Click to see my Baby Budget.

Pathological Planner

Tuesday, April 14th, 2009
planner 

image by Jayel Aheram

I am a planner.  And a bit of an excessive planner at that.  Since I decided I was a dumb woman who wanted a baby, I have been planning away for this baby.  I have a special “Baby Folder” that I keep hidden under my desk that contains all my grandiose baby plans.  In my folder I have the following.

  • Baby Book List (A list of all the books I currently have and, gasp, more I must get)
  • Calendar with due dates for pre-TTC duties
  • Printed out medical studies dealing with pregnancy and my blood disorder
  • Print out of my insurance’s maternity coverage as well as fertility coverage
  • A Pregnancy check list (because you can never be too prepared)
  • An in depth first year baby budget that I painstakingly planned down to each sock I need to buy
  • List of questions I asked my GYN at the pre-TTC visit

And in the left pocket:

  • My glorious financial plan
  • Confirmation for my upcoming vacation
  • Print outs of “Bright Beginnings” Online course
  • More budget data.

Now what else can I plan???

Sleeping Through the Night

Sunday, April 12th, 2009
sleepingpillsimage by Deanslife

Part of my pre-TTC to do list included kicking my sleeping pill addiction usage. Don’t worry, I’m not talking about prescription strength sleeping pills, just your basic over the counter benedryl.
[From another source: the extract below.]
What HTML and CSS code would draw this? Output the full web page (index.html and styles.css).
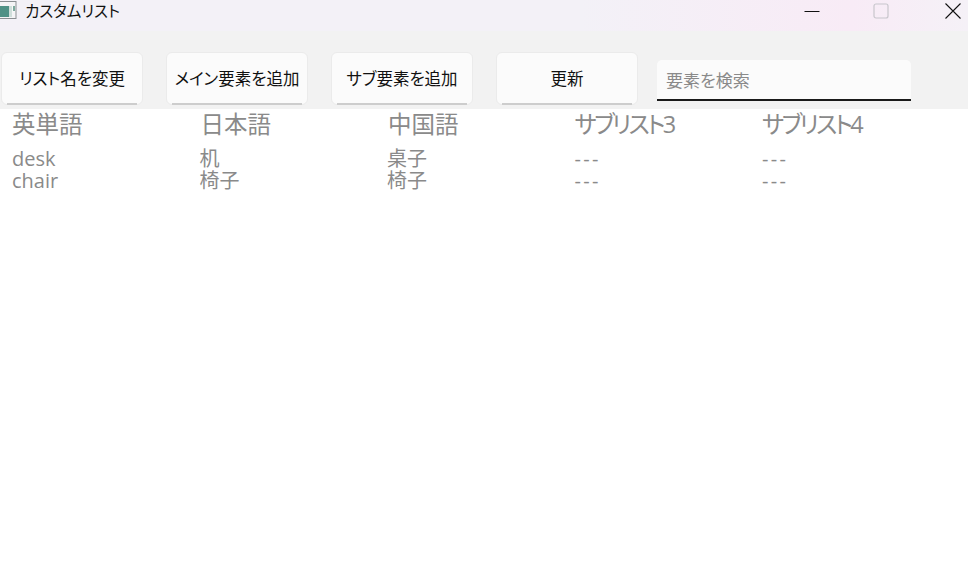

I knew this would not be an easy task since I have been addicted taking some sort of sleep aid since I was 14 and diagnosed with scoliosis. You try sleeping through the night with your spine contorted into a 90 degree curve. It ain’t easy. And so my love affair started.

Since benedryl isn’t good during pregnancy, I knew I needed to start working on this vice early on. I decided to do it in steps. You would swear it’s heroine, so difficult to give up. My process started by first kicking my 3 Dr. Pepper/day habit. All the sleeping advice I found online suggested cutting back or stopping caffeine. And so I did. I stopped drinking caffeine in one month. Then, once the caffeine was out of my system, I started cutting back to a half a sleeping pill every night. At first this cut was painful, but eventually my body was accustomed. Several weeks later, I stopped taking the sleeping pills all together.

In the beginning I hated it. I was convinced this would not work. I’ll have to tell my OB I have severe insomnia, I thought. MUST have sleeping pills. And why was it so hard to sleep? Well, after I turned off the TV, I would close my eyes and try to sleep. What’s that noise? Did you hear that? It was a small creak, but could have been a burglar beginning to pry open the door. This must be checked out at once! It’s nothing, back to sleep. Try to think of happy thoughts. Like this Serena & LIly Blake crib set. Ahhh, the blue and green are so serene. Did you hear that?!? An unexplainable noise. Someone could have sneaked in through our roof and be planning to sneak in through the drop ceiling in the kitchen! I must check it out. Are all the doors locked? We have to double check. What about the back garage door that has boxes in front of it and impassable? Is that door locked? And so my nights went. Night after night. At first my dogs would play along come check out the noises with me. Then they got bored and opened one eye with this “Bitch- you’ve already checked the doors, you’re crazy” look. Don’t judge me Minnie Pearl!

Making matters A LOT worse… my husband. He was totally not playing the knight-in-shinning-armor and let me check all 58583 of those noises for you hun. Things got to a nervousness crescendo the day the neighbor told my husband there had been a few break-ins in the neighborhood. Oh my god! This gave credence to all my mysterious noises. Someone was slowly trying to figure out HOW to break into my house and now it was inevitable. Must buy gun. Must rig entire house with booby traps and dig a moat. This must be done before bedtime for my sleeps sake.

No one broke into my house while I was sleeping. And my husband told me a few days later that he thinks the neighbor was wrong. Aw, was that a glimpse of a night-in-shining-aluminum telling me not to worry? Eventually, the creaks and pops and ticks got fewer and fewer. Or maybe I stopped listening for them. And as an adult, I began sleeping through the night without crack benedryl.